━━━ Collected material

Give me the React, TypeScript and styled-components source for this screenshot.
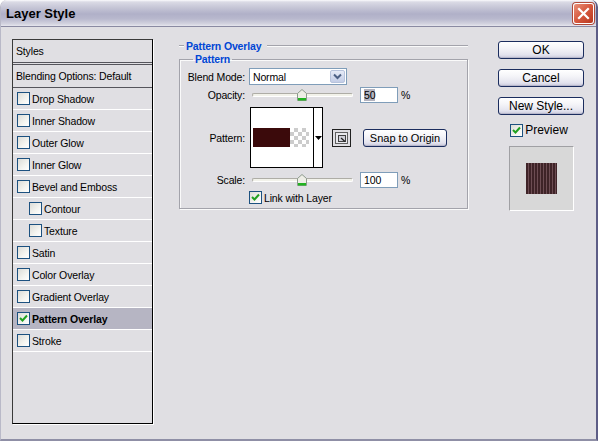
import React from 'react';
import styled, { createGlobalStyle } from 'styled-components';

const GlobalStyle = createGlobalStyle`
  html, body {
    margin: 0;
    padding: 0;
    background: #ffffff;
  }
  body {
    font-family: "Liberation Sans", Tahoma, Arial, sans-serif;
    font-size: 10.5px;
    letter-spacing: -0.15px;
    color: #000;
  }
`;

const Window = styled.div`
  width: 598px;
  height: 441px;
  box-sizing: border-box;
  background: #e0dfe3;
  border-left: 1px solid #b9b9c8;
  border-right: 2px solid #5d5d86;
  border-bottom: 2px solid #8f8fa6;
  border-radius: 7px 7px 0 0;
  display: flex;
  flex-direction: column;
  overflow: hidden;
`;

const TitleBar = styled.div`
  height: 27px;
  flex-shrink: 0;
  box-sizing: border-box;
  display: flex;
  align-items: center;
  justify-content: space-between;
  padding: 0 2px 0 5px;
  background: linear-gradient(
    to bottom,
    #fbfbfd 0px,
    #dadae5 2px,
    #c4c4d5 8px,
    #b0b0c8 14px,
    #b9b9ce 19px,
    #d4d4e0 24px,
    #e6e6ee 26px
  );
  border-bottom: 1px solid #8a8aa2;
`;

const TitleText = styled.span`
  font-family: "Liberation Sans", Arial, sans-serif;
  font-weight: bold;
  font-size: 13px;
  letter-spacing: 0;
  color: #000;
`;

const CloseButton = styled.div`
  width: 21px;
  height: 21px;
  box-sizing: border-box;
  border-radius: 3px;
  border: 1px solid #ffffff;
  background: linear-gradient(135deg, #e8907a 0%, #d6583e 50%, #b8381f 100%);
  box-shadow: 0 0 0 1px #b04a3a;
  display: flex;
  align-items: center;
  justify-content: center;
`;

const Body = styled.div`
  flex: 1;
  display: flex;
  padding: 12px 11px 0 11px;
`;

const StyleList = styled.div`
  width: 141px;
  height: 385px;
  flex-shrink: 0;
  box-sizing: border-box;
  border: 1px solid #000;
  border-top-color: #3a3a3a;
  border-left-color: #3a3a3a;
  box-shadow: 1px 1px 0 #ffffff;
  background: #e0dfe3;
  display: flex;
  flex-direction: column;
`;

const ListHeader = styled.div`
  height: 22px;
  line-height: 22px;
  padding-left: 3px;
  border-bottom: 3px double #55555c;
`;

const BlendRow = styled.div`
  height: 22px;
  line-height: 22px;
  padding-left: 3px;
  border-bottom: 1px solid #55555c;
`;

const EffectRow = styled.div<{ $indent: number; $selected?: boolean }>`
  height: 21px;
  border-bottom: 1px solid #ffffff;
  display: flex;
  align-items: center;
  gap: 2px;
  padding-left: ${p => p.$indent}px;
  background: ${p => (p.$selected ? '#b6b5c3' : 'transparent')};
  font-weight: ${p => (p.$selected ? 'bold' : 'normal')};
`;

const CheckBox = styled.span`
  width: 13px;
  height: 13px;
  box-sizing: border-box;
  flex-shrink: 0;
  border: 1px solid #1c5180;
  background: linear-gradient(135deg, #dcdcd7 0%, #f4f4f0 60%, #ffffff 100%);
  display: inline-flex;
  align-items: center;
  justify-content: center;
`;

const Middle = styled.div`
  width: 289px;
  flex-shrink: 0;
  margin-left: 26px;
  display: flex;
  flex-direction: column;
`;

const SectionHeader = styled.div`
  height: 14px;
  display: flex;
  align-items: center;
  gap: 2px;
`;

const HeaderLine = styled.span<{ $grow?: boolean }>`
  height: 0;
  border-top: 1px solid #a3a3ab;
  border-bottom: 1px solid #fafafa;
  width: ${p => (p.$grow ? 'auto' : '5px')};
  flex: ${p => (p.$grow ? 1 : 'none')};
  margin-left: ${p => (p.$grow ? '4px' : '0')};
`;

const BlueTitle = styled.span`
  color: #0046d5;
  font-weight: bold;
`;

const GroupBox = styled.fieldset`
  margin: 0;
  padding: 2px 0 4px 0;
  border: 1px solid #a3a3ab;
  box-shadow: inset 1px 1px 0 #fafafa, 1px 1px 0 #fafafa;
  min-width: 0;
`;

const GroupLegend = styled.legend`
  margin-left: 13px;
  padding: 0 2px;
  color: #0046d5;
  font-weight: bold;
  line-height: 13px;
`;

const FieldRow = styled.div<{ $mt: number }>`
  display: grid;
  grid-template-columns: 65px auto;
  column-gap: 4px;
  align-items: center;
  margin-top: ${p => p.$mt}px;
`;

const FieldLabel = styled.span`
  text-align: right;
`;

const Controls = styled.div`
  display: flex;
  align-items: center;
`;

const Select = styled.div`
  width: 98px;
  height: 17px;
  box-sizing: border-box;
  border: 1px solid #7f9db9;
  background: #fff;
  display: flex;
  align-items: center;
  justify-content: space-between;
  padding: 0 1px 0 3px;
`;

const SelectButton = styled.span`
  width: 15px;
  height: 13px;
  box-sizing: border-box;
  border: 1px solid #b7c3dc;
  border-radius: 2px;
  background: linear-gradient(to bottom, #e6ebf7, #c3cde6);
  display: inline-flex;
  align-items: center;
  justify-content: center;
`;

const Slider = styled.div`
  position: relative;
  width: 101px;
  height: 16px;
  margin-left: 3px;
  display: flex;
  align-items: center;
`;

const Track = styled.div`
  width: 100%;
  height: 4px;
  box-sizing: border-box;
  border: 1px solid #aeada6;
  border-bottom-color: #ffffff;
  border-right-color: #ffffff;
  border-radius: 2px;
  background: #f2f2ea;
`;

const Thumb = styled.svg`
  position: absolute;
  left: 45px;
  top: 2px;
`;

const NumberInput = styled.div`
  width: 38px;
  height: 16px;
  box-sizing: border-box;
  margin-left: 7px;
  border: 1px solid #7f9db9;
  background: #fff;
  display: flex;
  align-items: center;
  padding-left: 3px;
`;

const Highlight = styled.span`
  background: #b3b3bf;
  line-height: 12px;
`;

const Percent = styled.span`
  margin-left: 3px;
`;

const PatternPicker = styled.div`
  width: 73px;
  height: 61px;
  box-sizing: border-box;
  margin-left: 1px;
  border: 1px solid #000;
  background: #fff;
  display: flex;
`;

const SwatchArea = styled.div`
  width: 60px;
  display: flex;
  align-items: center;
  padding-left: 2px;
`;

const DarkSwatch = styled.div`
  width: 37px;
  height: 19px;
  background: #3b0a0b;
`;

const CheckerSwatch = styled.div`
  width: 19px;
  height: 19px;
  background-color: #ffffff;
  background-image: repeating-conic-gradient(#cccccc 0 25%, #ffffff 0 50%);
  background-size: 8px 8px;
`;

const PickerArrow = styled.div`
  flex: 1;
  border-left: 1px solid #000;
  display: flex;
  align-items: center;
  justify-content: center;
`;

const IconButton = styled.div`
  width: 19px;
  height: 18px;
  margin-left: 9px;
  box-sizing: border-box;
  border: 1px solid #202020;
  background: #e0dfe3;
  display: flex;
  align-items: center;
  justify-content: center;
`;

const XPButton = styled.div<{ $w: number }>`
  width: ${p => p.$w}px;
  height: 18px;
  box-sizing: border-box;
  border: 1px solid #1b2d5e;
  border-radius: 3px;
  background: linear-gradient(to bottom, #ffffff 0%, #f4f4f8 40%, #e3e3ee 80%, #c8c8da 100%);
  box-shadow: inset 0 -1px 0 #b8b8cc;
  display: flex;
  align-items: center;
  justify-content: center;
  font-size: 12px;
  letter-spacing: 0;
`;

const SnapButton = styled(XPButton)`
  margin-left: 12px;
  font-size: 11px;
`;

const CheckLabel = styled.label`
  display: flex;
  align-items: center;
  gap: 2px;
`;

const RightColumn = styled.div`
  width: 86px;
  flex-shrink: 0;
  margin-left: 30px;
  padding-top: 2px;
  display: flex;
  flex-direction: column;
  align-items: center;
  gap: 10px;
`;

const PreviewLabel = styled(CheckLabel)`
  margin-top: -2px;
  font-size: 12px;
  letter-spacing: 0;
  margin-right: 4px;
`;

const PreviewBox = styled.div`
  width: 65px;
  height: 65px;
  box-sizing: border-box;
  margin-top: -1px;
  border: 1px solid #ffffff;
  border-top-color: #a0a0a4;
  border-left-color: #a0a0a4;
  background: #d8d8d8;
  display: flex;
  align-items: center;
  justify-content: center;
`;

const PreviewPattern = styled.div`
  width: 31px;
  height: 31px;
  margin-left: 1px;
  background: repeating-linear-gradient(
    90deg,
    #3e2327 0px,
    #3e2327 2px,
    #6d4d53 2px,
    #6d4d53 3px
  );
`;

const GreenCheck = () => (
  <svg width="9" height="9" viewBox="0 0 9 9">
    <path d="M1 4 L3.5 6.5 L8 1.5" stroke="#21a121" strokeWidth="2" fill="none" />
  </svg>
);

const SliderThumb = () => (
  <Thumb width="10" height="12" viewBox="0 0 10 12">
    <path d="M0.5 4.5 L5 0.5 L9.5 4.5 L9.5 11.5 L0.5 11.5 Z" fill="#eeeee6" stroke="#8c9a8c" />
    <rect x="1" y="9" width="8" height="2.5" fill="#21b321" />
  </Thumb>
);

type Effect = { name: string; indent: number; checked?: boolean; selected?: boolean };

const effects: Effect[] = [
  { name: 'Drop Shadow', indent: 4 },
  { name: 'Inner Shadow', indent: 4 },
  { name: 'Outer Glow', indent: 4 },
  { name: 'Inner Glow', indent: 4 },
  { name: 'Bevel and Emboss', indent: 4 },
  { name: 'Contour', indent: 16 },
  { name: 'Texture', indent: 16 },
  { name: 'Satin', indent: 4 },
  { name: 'Color Overlay', indent: 4 },
  { name: 'Gradient Overlay', indent: 4 },
  { name: 'Pattern Overlay', indent: 4, checked: true, selected: true },
  { name: 'Stroke', indent: 4 },
];

export default function App() {
  return (
    <>
      <GlobalStyle />
      <Window>
        <TitleBar>
          <TitleText>Layer Style</TitleText>
          <CloseButton>
            <svg width="13" height="13" viewBox="0 0 13 13">
              <path d="M2 2 L11 11 M11 2 L2 11" stroke="#ffffff" strokeWidth="2.2" strokeLinecap="square" />
            </svg>
          </CloseButton>
        </TitleBar>

        <Body>
          <StyleList>
            <ListHeader>Styles</ListHeader>
            <BlendRow>Blending Options: Default</BlendRow>
            {effects.map(e => (
              <EffectRow key={e.name} $indent={e.indent} $selected={e.selected}>
                <CheckBox>{e.checked && <GreenCheck />}</CheckBox>
                {e.name}
              </EffectRow>
            ))}
          </StyleList>

          <Middle>
            <SectionHeader>
              <HeaderLine />
              <BlueTitle>Pattern Overlay</BlueTitle>
              <HeaderLine $grow />
            </SectionHeader>

            <GroupBox>
              <GroupLegend>Pattern</GroupLegend>

              <FieldRow $mt={0}>
                <FieldLabel>Blend Mode:</FieldLabel>
                <Controls>
                  <Select>
                    Normal
                    <SelectButton>
                      <svg width="9" height="7" viewBox="0 0 9 7">
                        <path d="M1 1.5 L4.5 5 L8 1.5" stroke="#4d6185" strokeWidth="2" fill="none" />
                      </svg>
                    </SelectButton>
                  </Select>
                </Controls>
              </FieldRow>

              <FieldRow $mt={2}>
                <FieldLabel>Opacity:</FieldLabel>
                <Controls>
                  <Slider>
                    <Track />
                    <SliderThumb />
                  </Slider>
                  <NumberInput>
                    <Highlight>50</Highlight>
                  </NumberInput>
                  <Percent>%</Percent>
                </Controls>
              </FieldRow>

              <FieldRow $mt={4}>
                <FieldLabel>Pattern:</FieldLabel>
                <Controls>
                  <PatternPicker>
                    <SwatchArea>
                      <DarkSwatch />
                      <CheckerSwatch />
                    </SwatchArea>
                    <PickerArrow>
                      <svg width="7" height="4" viewBox="0 0 7 4">
                        <path d="M0 0 L7 0 L3.5 4 Z" fill="#000" />
                      </svg>
                    </PickerArrow>
                  </PatternPicker>
                  <IconButton>
                    <svg width="13" height="12" viewBox="0 0 13 12">
                      <rect x="0.5" y="0.5" width="12" height="11" fill="#e8e8ec" stroke="#606060" />
                      <rect x="3.5" y="3.5" width="7" height="6" fill="#d0d0d8" stroke="#404040" />
                      <path d="M6 6 L10 9.5" stroke="#202020" strokeWidth="1.2" />
                    </svg>
                  </IconButton>
                  <SnapButton $w={84}>Snap to Origin</SnapButton>
                </Controls>
              </FieldRow>

              <FieldRow $mt={4}>
                <FieldLabel>Scale:</FieldLabel>
                <Controls>
                  <Slider>
                    <Track />
                    <SliderThumb />
                  </Slider>
                  <NumberInput>100</NumberInput>
                  <Percent>%</Percent>
                </Controls>
              </FieldRow>

              <FieldRow $mt={3}>
                <span />
                <CheckLabel>
                  <CheckBox>
                    <GreenCheck />
                  </CheckBox>
                  Link with Layer
                </CheckLabel>
              </FieldRow>
            </GroupBox>
          </Middle>

          <RightColumn>
            <XPButton $w={86}>OK</XPButton>
            <XPButton $w={86}>Cancel</XPButton>
            <XPButton $w={86}>New Style...</XPButton>
            <PreviewLabel>
              <CheckBox>
                <GreenCheck />
              </CheckBox>
              Preview
            </PreviewLabel>
            <PreviewBox>
              <PreviewPattern />
            </PreviewBox>
          </RightColumn>
        </Body>
      </Window>
    </>
  );
}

━━━━━━

- Instructions to follow -
From the data, list each line in which the string "components" appears.

- Output -
Give me the React, TypeScript and styled-components source for this screenshot.
import styled, { createGlobalStyle } from 'styled-components';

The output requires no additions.